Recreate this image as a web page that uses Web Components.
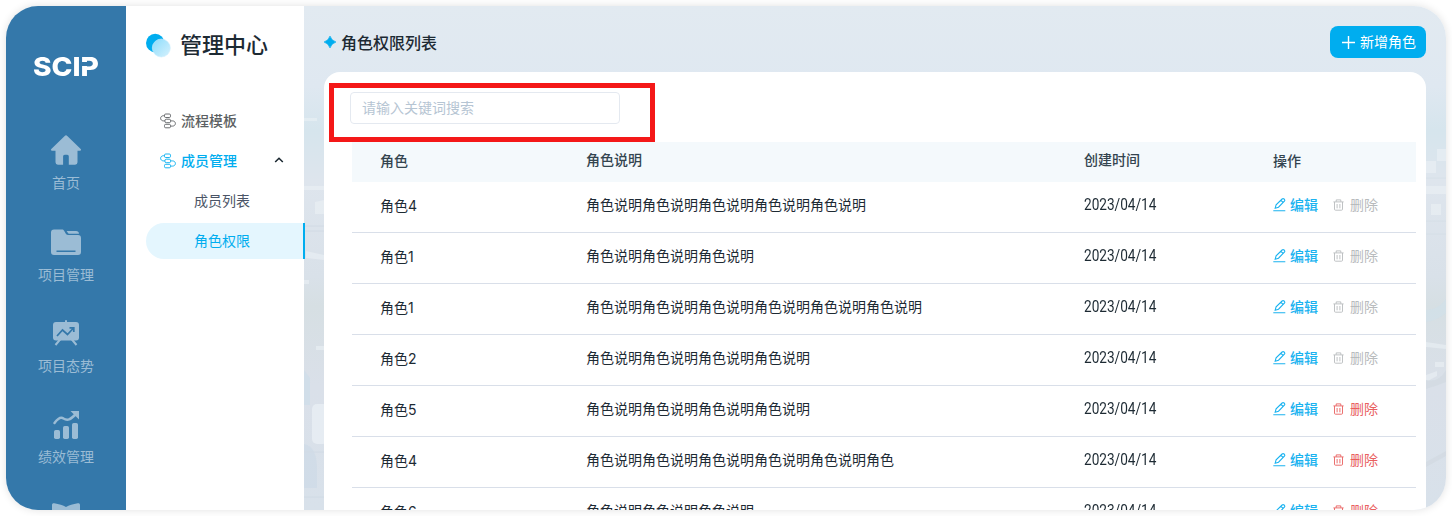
<!DOCTYPE html>
<html lang="zh-CN">
<head>
<meta charset="utf-8">
<title>角色权限列表</title>
<style>
html,body{margin:0;height:100%;background:#fff;overflow:hidden}
body{font:14px/20px "Noto Sans CJK SC","Noto Sans",sans-serif;color:#1d2a33}
</style>
</head>
<body>
<scip-app></scip-app>
<script>
const define = (name, html, after) => customElements.define(name, class extends HTMLElement {
  connectedCallback() {
    if (this.shadowRoot) return;
    const root = this.attachShadow({ mode: 'open' });
    const t = document.createElement('template');
    t.innerHTML = typeof html === 'function' ? html(this) : html;
    root.append(t.content.cloneNode(true));
    if (after) after(this, root);
  }
});

const ICONS = {
  home: '<svg width="32" height="32" viewBox="0 0 32 32"><path fill="currentColor" d="M14.700 1.900a1.900 1.900 0 0 1 2.600 0L30.700 15c.9.900.4 1.700-.9 1.700h-2.300v11.600a2.400 2.400 0 0 1-2.400 2.400h-6.300v-8.200c0-1-.6-1.700-1.600-1.700h-2.400c-1 0-1.700.7-1.700 1.700v8.200H7.900a2.400 2.400 0 0 1-2.400-2.400V16.700H2.200c-1.300 0-1.800-.8-.9-1.700z"/></svg>',
  folder: '<svg width="32" height="32" viewBox="0 0 32 32"><path fill="currentColor" d="M1 6.500a3 3 0 0 1 3-3h8c1 0 1.600.4 2.100 1.200l1.600 2.800c.6 1 1.200 1.400 2.300 1.400H28a3 3 0 0 1 3 3v14a3 3 0 0 1-3 3H4a3 3 0 0 1-3-3zM16.600 5H26a3 3 0 0 1 3 2.800h-9c-1 0-1.500-.2-2-.9z"/><path d="M6.500 25.300h19" stroke="#3478aa" stroke-width="1.500"/></svg>',
  board: '<svg width="32" height="32" viewBox="0 0 32 32"><path d="M16 3.200v4M10.500 22l-5 6M21.500 22l5 6" stroke="currentColor" stroke-width="2"/><rect x="3" y="5" width="26" height="18.500" rx="3" fill="currentColor"/><path d="M7 19l5.500-6 5 4.500 6-6.500M19.500 10.800h4.300V15" fill="none" stroke="#3478aa" stroke-width="1.700"/></svg>',
  chart: '<svg width="32" height="32" viewBox="0 0 32 32"><g fill="currentColor"><rect x="4" y="22" width="6" height="9" rx="1.700"/><rect x="13" y="18" width="6" height="13" rx="1.700"/><rect x="22" y="15" width="6" height="16" rx="1.700"/><path d="M20.500 3H29v8.500z"/></g><path d="M4.500 15c3-4 6-6.500 9-4.500 4 2.500 7 1 12-4" fill="none" stroke="currentColor" stroke-width="2.500" stroke-linecap="round"/></svg>',
  book: '<svg width="32" height="32" viewBox="0 0 32 32"><path fill="currentColor" d="M2 6c0-1.300 1-2 2.300-1.700C9 5.500 13 6 16 8c3-2 7-2.500 11.700-3.700C29 4 30 4.700 30 6v24H2z"/></svg>',
  flow: '<svg width="16" height="16" viewBox="0 0 16 16" fill="none" stroke="currentColor" stroke-width=".9"><rect x="4.500" y="1" width="6" height="3.500" rx="1.200"/><rect x="5" y="6.200" width="5.500" height="3.500" rx="1.200"/><rect x="4.500" y="11.300" width="6" height="3.500" rx="1.200"/><path d="M4.500 2.700H3.500C1.700 2.700.6 4 .6 5.300S1.700 7.900 3.500 7.900H5M10.500 7.900h2c1.800 0 2.900 1.300 2.900 2.600s-1.100 2.600-2.900 2.600h-2"/></svg>',
  edit: '<svg width="13" height="14" viewBox="0 0 13 14" fill="none" stroke="currentColor" stroke-width="1.100"><path d="M.3 12.800h12M2.200 10.200l.9-3.300 6-5.900c.6-.5 1.400-.5 2 0l.3.300c.5.600.5 1.200 0 1.800L5.500 9.200zM8 2.300l2.300 2.300"/></svg>',
  bin: '<svg width="11" height="12" viewBox="0 0 11 12" fill="none" stroke="currentColor" stroke-width=".9"><path d="M.4 2.900h10.200M3.200 2.700V.9h4.600v1.800M1.500 3v7.200c0 .7.300 1 1 1h6c.7 0 1-.3 1-1V3M4.100 5v4.300M6.900 5v4.300"/></svg>'
};

define('scip-logo', `<style>
:host{display:block;position:relative;width:66px;height:20px}
span{position:absolute;left:0;top:0;font:800 26px/20px Inter,sans-serif;color:#fff;transform-origin:0 50%;white-space:nowrap}
i{position:absolute;left:46px;top:5px;width:8px;height:4px;background:#3478aa}
</style><span>SCIP</span><i></i>`, (el, root) => {
  const s = root.querySelector('span');
  s.style.transform = `scaleX(${66 / s.offsetWidth})`;
});

define('rail-item', el => `<style>
:host{display:flex;flex-direction:column;align-items:center;height:91.300px;color:#9bbcd5;flex:none}
svg{display:block}span{margin-top:6px;line-height:20px}
</style>${ICONS[el.getAttribute('icon')]}<span><slot></slot></span>`);

define('side-rail', `<style>
:host{display:flex;flex-direction:column;align-items:center;width:120px;height:504px;background:#3478aa;overflow:hidden}
scip-logo{margin-top:51px;flex:none}nav{margin-top:57.300px}
</style><scip-logo></scip-logo><nav><rail-item icon="home">首页</rail-item><rail-item icon="folder">项目管理</rail-item><rail-item icon="board">项目态势</rail-item><rail-item icon="chart">绩效管理</rail-item><rail-item icon="book"></rail-item></nav>`);

define('menu-item', el => `<style>
:host{display:flex;align-items:center;box-sizing:border-box;height:36px;margin:0 0 4px 20px;padding:0 0 2px 14px;color:#5b5f62;font-weight:500}
svg{flex:none;margin:2px 5px 0 0}
:host([open]){color:#00adef}
:host([sub]){padding-left:48px;font-weight:400;color:#4b5567}
:host([active]){color:#00adef;background:#e4f6fe;border-radius:18px 0 0 18px;border-right:2px solid #00adef;margin-right:-1px}
.chev{margin:0 20px 0 auto;color:#1d2a33}
</style>${el.hasAttribute('sub') ? '' : ICONS.flow}<slot></slot>${el.hasAttribute('open') ? '<svg class="chev" width="10" height="8" viewBox="0 0 10 8"><path d="M1.200 6L5 2.300 8.800 6" fill="none" stroke="currentColor" stroke-width="1.600"/></svg>' : ''}`);

define('center-menu', `<style>
:host{display:block;width:178px;height:504px;background:#fff;position:relative;z-index:1}
header{display:flex;align-items:center;height:32px;padding:23px 0 0 20px;font-size:22px;font-weight:500;color:#1d2a33}
header svg{margin-right:8px}header span{margin-bottom:5px}nav{margin-top:42px}
</style><header><svg width="26" height="26" viewBox="0 0 26 26"><defs><linearGradient id="g" x1="0" y1="0" x2="1" y2="1"><stop offset="0" stop-color="#8cdcfb"/><stop offset="1" stop-color="#d6f1fd"/></linearGradient></defs><circle cx="9.200" cy="11" r="9.200" fill="#00adef"/><circle cx="15.300" cy="16" r="9" fill="url(#g)" stroke="#cfeffd" stroke-width=".6"/></svg><span>管理中心</span></header>
<nav><menu-item>流程模板</menu-item><menu-item open>成员管理</menu-item><menu-item sub>成员列表</menu-item><menu-item sub active>角色权限</menu-item></nav>`);

define('add-button', `<style>
:host{display:flex;align-items:center;box-sizing:border-box;width:96px;height:32px;padding:0 0 2px 12px;border-radius:8px;background:#00adef;color:#fff}
svg{margin:2px 5px 0 0}
</style><svg width="13" height="13" viewBox="0 0 13 13"><path d="M6.500 0v13M0 6.500h13" stroke="#fff" stroke-width="1.400"/></svg><slot></slot>`);

define('search-box', `<style>
:host{display:block;position:relative;width:270px;height:32px}
.field{box-sizing:border-box;height:32px;border:1px solid #e4e9f0;border-radius:4px;padding:0 11px;line-height:28px;color:#b6c5d3}
.mark{position:absolute;left:-21px;top:-9px;width:316px;height:49px;border:5px solid #f41818}
</style><div class="field"><slot></slot></div><div class="mark"></div>`);

define('role-row', el => `<style>
:host{display:grid;grid-template-columns:206px 498px 189px 1fr;align-items:center;box-sizing:border-box;height:51px;padding:0 0 6px 28px;border-bottom:1px solid #d9dfe9}
.name{position:relative;top:1px}
.date{padding-top:1px}
.date span{display:inline-block;font:16px/20px Roboto,sans-serif;transform-origin:0 50%;white-space:nowrap}
.ops{display:flex;align-items:center}
.e{color:#1bb3f0;margin-right:16px;font-weight:500}.d{color:#b8bbbd}
:host([removable]) .d{color:#e9605f}
.e,.d{display:flex;align-items:center}.e svg{margin:1px 4px 0 0}.d svg{margin:2px 6px 0 -1px}
</style><div class="name">${el.getAttribute('name').replace(/\d/, '<span style="font-family:Inter">$&</span>')}</div><div><slot></slot></div><div class="date"><span>2023/04/14</span></div><div class="ops"><span class="e">${ICONS.edit}编辑</span><span class="d">${ICONS.bin}删除</span></div>`,
(el, root) => { const s = root.querySelector('.date span'); s.style.transform = `scaleX(${72.3 / s.offsetWidth})`; });

define('role-table', `<style>
:host{display:block;width:1064px}
.head{display:grid;grid-template-columns:206px 498px 189px 1fr;height:40px;padding-left:28px;line-height:35px;background:#f4f9fc;color:#33444f;font-weight:500}
.low{position:relative;top:1px}
</style><div class="head"><span class="low">角色</span><span>角色说明</span><span>创建时间</span><span class="low">操作</span></div><slot></slot>`);

define('scip-app', () => {
  const rows = [['角色4', 5, ''], ['角色1', 3, ''], ['角色1', 6, ''], ['角色2', 4, ''], ['角色5', 4, '', 1], ['角色4', 5, '角色', 1], ['角色6', 3, '', 1]];
  return `<style>
:host{display:flex;box-sizing:border-box;width:1440px;height:504px;margin:6px;border-radius:32px;overflow:hidden;box-shadow:0 0 8px rgba(0,0,0,.12)}
main{position:relative;flex:1;height:504px;overflow:hidden;background:linear-gradient(#e2eaf1 0,#dfe8f1 80px,#d6e5ed 125px,#dee5ed 175px,#d9e1e9 270px,#d6dfe3 300px,#dae0e9 380px,#d8e1ea)}
.city{position:absolute;left:0;top:0;filter:blur(.7px)}
.top,.card{position:relative}
.top{display:flex;align-items:center;height:32px;padding:20px 20px 0;justify-content:space-between}
h1{display:flex;align-items:center;margin:0;font-size:16px;line-height:24px;font-weight:500}
h1 svg{margin-right:5px}
.card{box-sizing:border-box;margin:14px 20px 0;height:450px;border-radius:16px 16px 0 0;background:#fff;padding:20px 0 0 28px}
search-box{margin:0 0 18px -2px;z-index:1}
</style><side-rail></side-rail><center-menu></center-menu><main>
<svg class="city" width="1142" height="504" viewBox="0 0 1142 504" fill="#edf2f6">
<g opacity=".55"><path d="M0 112h13v3H0zM0 180h20v4H0zM11 196l9-2v14h-9zM2 245l18 4v5l-18-2zM12 340h8v4h-8zM0 274h5v4H0z"/><rect x="8" y="398" width="16" height="40" rx="5" fill="#f1f6f9"/><path d="M0 438q12 2 13 22v22H0z" fill="#cbd9e6"/><path d="M0 364l6 8v27H0z" fill="#cbdcea"/><path d="M0 220h20M0 225h20M0 446h20M0 491h20" stroke="#c9d5df"/></g>
<g opacity=".55" transform="translate(1122)"><path d="M0 155h10v12H0zM11 143h9v12h-9zM5 198h10v11H5zM0 180h20v8H0zM0 336l20 3v4l-20-2zM9 356h9v5H9zM0 369l11-4v5l-11 6z"/><path d="M0 304q12 0 20-11v14q-10 8-20 9z" fill="#cfe0eb"/><path d="M0 374q13 3 20-10v12q-7 3-20 7zM0 456l20-11v5L0 461z" fill="#cfd8df"/><path d="M0 228h20M0 215h20M0 172h20" stroke="#d1dbe4"/></g></svg>
<div class="top"><h1><svg width="12" height="12" viewBox="0 0 12 12"><path d="M6 0Q7.500 4.500 12 6 7.500 7.500 6 12 4.500 7.500 0 6 4.500 4.500 6 0z" fill="#00adef" stroke="#00adef" stroke-width=".6"/></svg><span>角色权限列表</span></h1><add-button>新增角色</add-button></div>
<div class="card"><search-box>请输入关键词搜索</search-box><role-table>${rows.map(r => `<role-row name="${r[0]}" ${r[3] ? 'removable' : ''}>${'角色说明'.repeat(r[1]) + r[2]}</role-row>`).join('')}</role-table></div></main>`;
});
</script>
</body>
</html>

──────────────────────────────

→ **Short problem**
Copy each line that contains the word "this".

→ **Exercise output**
Recreate this image as a web page that uses Web Components.
    if (this.shadowRoot) return;
    const root = this.attachShadow({ mode: 'open' });
    t.innerHTML = typeof html === 'function' ? html(this) : html;
    if (after) after(this, root);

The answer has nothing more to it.